# First tax return



## Lindaa (Sep 24, 2012)

Hi guys.

I am about to lodge my first tax return in Australia and am finding it VERY complicated. I was hoping some of you might have run into similar issues and could give me some ideas?

The thing is:

I was in Australia from July 2012 - Feb 2013 on a Working Holiday Visa. During this time I was employed through a University overseas, but in Australia as a Visiting Scholar at a University here. 

During that time I assisted in teaching two short courses at the Australian University and earned a gross income of $1800 that I paid tax on in Australia.
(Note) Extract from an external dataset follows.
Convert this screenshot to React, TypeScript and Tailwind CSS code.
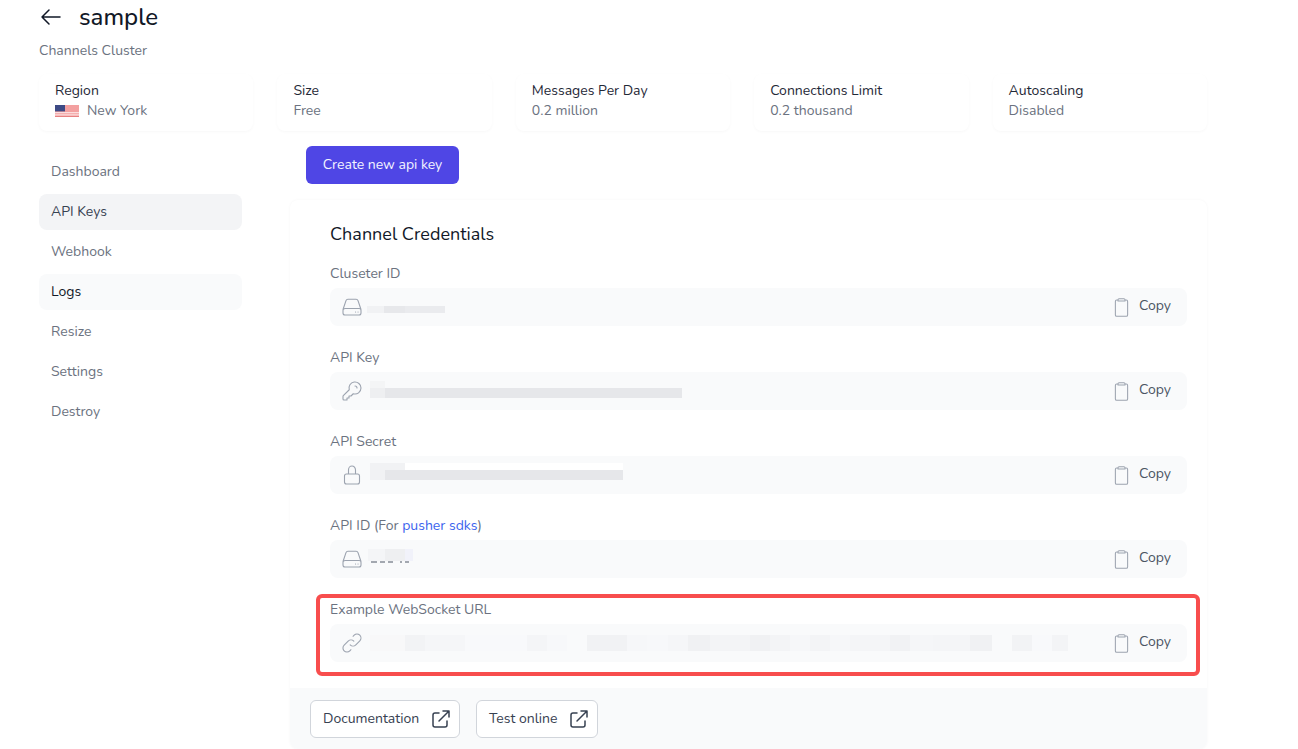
import React from "react";

type Seg = [number, string];
type Row = { h: string; segs: Seg[] };

const Ico = ({ d, className }: { d: string; className: string }) => (
  <svg viewBox="0 0 24 24" fill="none" stroke="currentColor" strokeLinecap="round" strokeLinejoin="round" className={className}>
    <path d={d} />
  </svg>
);

const DRIVE = "M3 14.5 L6 5.6 A2 2 0 0 1 7.9 4.2 H16.1 A2 2 0 0 1 18 5.6 L21 14.5 M5 13.5 H19 A2 2 0 0 1 21 15.5 V18 A2 2 0 0 1 19 20 H5 A2 2 0 0 1 3 18 V15.5 A2 2 0 0 1 5 13.5 Z M15.5 17 H15.6 M18 17 H18.1";
const KEY = "M15 7a2 2 0 012 2m4 0a6 6 0 01-7.743 5.743L11 17H9v2H7v2H4a1 1 0 01-1-1v-2.586a1 1 0 01.293-.707l5.964-5.964A6 6 0 1121 9z";
const LOCK = "M6.5 21h11a2 2 0 002-2v-6a2 2 0 00-2-2h-11a2 2 0 00-2 2v6a2 2 0 002 2zm9-10V7a3.5 4 0 00-7 0v4h7z";
const LINK = "M13.828 10.172a4 4 0 00-5.656 0l-4 4a4 4 0 105.656 5.656l1.102-1.101m-.758-4.899a4 4 0 005.656 0l4-4a4 4 0 00-5.656-5.656l-1.1 1.1";
const CLIP = "M8 3.5H6.5A1.5 1.5 0 0 0 5 5V20.5A1.5 1.5 0 0 0 6.5 22H17.5A1.5 1.5 0 0 0 19 20.5V5A1.5 1.5 0 0 0 17.5 3.5H16 M8 4.5V3.2A1.2 1.2 0 0 1 9.2 2H14.8A1.2 1.2 0 0 1 16 3.2V4.5Z";
const EXT = "M10 6H6a2 2 0 00-2 2v10a2 2 0 002 2h10a2 2 0 002-2v-4M14 4h6m0 0v6m0-6L10 14";
const ARROW = "M10 19l-7-7m0 0l7-7m-7 7h18";

const Redact = ({ rows, className }: { rows: Row[]; className: string }) => (
  <div className={className}>
    {rows.map((r, i) => (
      <div key={i} className={`flex ${r.h}`}>
        {r.segs.map(([w, c], j) => (
          <div key={j} style={{ width: w, backgroundColor: c }} />
        ))}
      </div>
    ))}
  </div>
);

const Field = ({ label, icon, children }: { label: React.ReactNode; icon: string; children?: React.ReactNode }) => (
  <div>
    <div className="h-5 text-[14px] leading-5 text-[#6b7280] mb-1">{label}</div>
    <div className="flex h-[38px] rounded-lg bg-[#f9fafb]">
      <div className="flex flex-1 items-center pl-[10px]">
        <Ico d={icon} className="w-6 h-6 shrink-0 text-[#9ca3af] stroke-[1.1]" />
        {children}
      </div>
      <div className="flex w-[91px] items-center pl-[15px]">
        <Ico d={CLIP} className="w-[21px] h-[21px] text-[#9ca3af] stroke-[1.2]" />
        <span className="ml-[7px] -mt-[3px] text-[14px] leading-5 text-[#4b5563]">Copy</span>
      </div>
    </div>
  </div>
);

const Stat = ({ title, children }: { title: string; children: React.ReactNode }) => (
  <div className="h-[57px] rounded-lg bg-white pl-4 pt-[7px] shadow-[0_1px_3px_rgba(0,0,0,0.03)] text-[14px] leading-5">
    <div className="text-[#1f2937]">{title}</div>
    <div className="text-[#6b7280] flex items-center">{children}</div>
  </div>
);

const NAV = ["Dashboard", "API Keys", "Webhook", "Logs", "Resize", "Settings", "Destroy"];
const navClass: Record<string, string> = {
  "API Keys": "bg-[#f3f4f6] text-[#374151]",
  Logs: "bg-[#f9fafb] text-[#111827]",
};

const URL_SEGS: Seg[] = [
  [35, "#f8f8f9"], [20, "#f2f3f5"], [40, "#f5f6f8"], [62, "#f8f9fb"], [20, "#f4f5f7"], [20, "#f7f8fa"], [20, "#f9fafb"],
  [40, "#f1f2f4"], [20, "#f6f7f9"], [21, "#f7f8fa"], [20, "#f5f6f8"], [22, "#f0f1f3"], [40, "#f3f4f6"], [20, "#f0f1f3"],
  [20, "#f3f4f6"], [20, "#f6f7f9"], [20, "#f3f4f6"], [20, "#f6f7f9"], [40, "#f4f5f7"], [20, "#f1f2f4"], [23, "#f5f6f8"],
  [37, "#f4f5f7"], [22, "#f0f1f3"], [20, "#f9fafb"], [20, "#f2f3f5"], [20, "#f8f9fb"], [16, "#f3f4f6"],
];

const GAP = "#f9fafb";
const DASH = "#a3a8b0";

export default function App() {
  return (
    <div className="w-[1298px] h-[749px] overflow-hidden bg-white px-[39px] pt-px font-['Nunito','Lato','Open_Sans',sans-serif]">
      <div className="flex h-8 items-center">
        <Ico d={ARROW} className="w-6 h-6 text-[#111827] stroke-[1.5]" />
        <h1 className="ml-4 text-[24px] leading-8 font-medium text-[#111827]">sample</h1>
      </div>
      <div className="mt-2 h-5 text-[14px] leading-5 text-[#6b7280]">Channels Cluster</div>
      <div className="mt-[13px] grid grid-cols-5 gap-6 w-[1168px]">
        <Stat title="Region">
          <svg viewBox="0 0 24 12" className="w-6 h-3 mr-2">
            <rect width="24" height="12" fill="#f3a0a0" />
            <rect y="7.2" width="24" height="1" fill="#fff" opacity="0.8" />
            <rect y="9.4" width="24" height="1" fill="#fff" opacity="0.8" />
            <rect y="11.2" width="24" height="0.8" fill="#e57a7a" />
            <rect width="10" height="6.4" fill="#3d4a85" />
          </svg>
          New York
        </Stat>
        <Stat title="Size">Free</Stat>
        <Stat title="Messages Per Day">0.2 million</Stat>
        <Stat title="Connections Limit">0.2 thousand</Stat>
        <Stat title="Autoscaling">Disabled</Stat>
      </div>
      <div className="mt-[15px] flex gap-12">
        <nav className="w-[203px] pt-2 flex flex-col gap-1">
          {NAV.map((n) => (
            <div key={n} className={`h-9 rounded-lg px-3 text-[14px] leading-9 ${navClass[n] ?? "text-[#6b7280]"}`}>{n}</div>
          ))}
        </nav>
        <main className="w-[917px]">
          <button className="ml-4 h-[38px] w-[153px] rounded-md bg-[#4f46e5] pb-[2px] text-[14px] text-[#f3f4ff]">Create new api key</button>
          <section className="relative mt-4 h-[549px] rounded-lg bg-white shadow-[0_0_3px_rgba(0,0,0,0.04)] overflow-hidden">
            <div className="px-10 pt-5">
              <h2 className="text-[18px] leading-7 text-[#111827]">Channel Credentials</h2>
              <div className="mt-4 w-[857px] flex flex-col gap-[22px]">
                <Field label="Cluseter ID" icon={DRIVE}>
                  <Redact className="ml-[3px] mt-[5px]" rows={[{ h: "h-[7px]", segs: [[17, "#f1f2f4"], [21, "#e7e8eb"], [40, "#eaebee"]] }]} />
                </Field>
                <Field label="API Key" icon={KEY}>
                  <Redact className="ml-[6px] -mt-[3px]" rows={[
                    { h: "h-[7px]", segs: [[15, "#f4f5f6"]] },
                    { h: "h-[10px]", segs: [[15, "#eeeff1"], [297, "#e6e7ea"]] },
                  ]} />
                </Field>
                <Field label="API Secret" icon={LOCK}>
                  <Redact className="ml-[6px] -mt-[7px]" rows={[
                    { h: "h-[7px]", segs: [[35, "#f1f2f4"], [218, "#ffffff"]] },
                    { h: "h-[10px]", segs: [[15, "#f1f2f4"], [238, "#e6e7ea"]] },
                  ]} />
                </Field>
                <Field label={<>API ID (For <span className="text-[#3b63ee]">pusher sdks</span>)</>} icon={DRIVE}>
                  <Redact className="ml-1 -mt-[6px]" rows={[
                    { h: "h-3", segs: [[17, "#f4f5f7"], [20, "#eeeff1"], [8, "#f1f2fa"]] },
                    { h: "h-[2px]", segs: [[3, GAP], [6, DASH], [3, GAP], [5, DASH], [3, GAP], [5, DASH], [7, GAP], [2, DASH], [3, GAP], [4, DASH]] },
                  ]} />
                </Field>
                <Field label="Example WebSocket URL" icon={LINK}>
                  <div className="ml-[6px] flex h-4">
                    {URL_SEGS.map(([w, c], i) => (
                      <div key={i} style={{ width: w, backgroundColor: c }} />
                    ))}
                  </div>
                </Field>
              </div>
            </div>
            <div className="mt-[26px] h-[80px] bg-[#f9fafb] pl-5 pt-3 flex items-start gap-4">
              <a className="flex h-[38px] w-[150px] items-center justify-between rounded-md border border-[#d1d5db] bg-white pl-3 pr-[6px] text-[14px] text-[#374151]">
                <span className="-mt-[2px]">Documentation</span>
                <Ico d={EXT} className="w-6 h-6 text-[#374151] stroke-[1.5]" />
              </a>
              <a className="flex h-[38px] w-[122px] items-center justify-between rounded-md border border-[#d1d5db] bg-white pl-3 pr-[6px] text-[14px] text-[#374151]">
                <span className="-mt-[2px]">Test online</span>
                <Ico d={EXT} className="w-6 h-6 text-[#374151] stroke-[1.5]" />
              </a>
            </div>
            <div className="absolute left-[26px] top-[394px] h-[82px] w-[884px] rounded-md border-4 border-[#f84d4d]" />
          </section>
        </main>
      </div>
    </div>
  );
}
I was an Australian resident for tax purposes for this income (and should get back the tax I paid, as I have to pay tax for this in Norway).

However, in May 2013 I moved to Australia on my 820 partner VISA and thus changed status from a visitor to resident during the same tax year (but I have been a resident for tax purposes throughout). I also received one payment from my new job in June 2013 - which is part of this financial year. I have not had any income from Norway after my return in May.

My problem is - do I have to declare my Norwegian income? Technically I was a visitor in Australia (foreign resident) while I was being paid from Norway and here on my WHV... and thus only have to declare my Australian income. However, this changed during the financial year and I am now an Australian (temporary) resident. I have, however, not received any income from Norway during my time as a temporary resident - only while I was a visitor.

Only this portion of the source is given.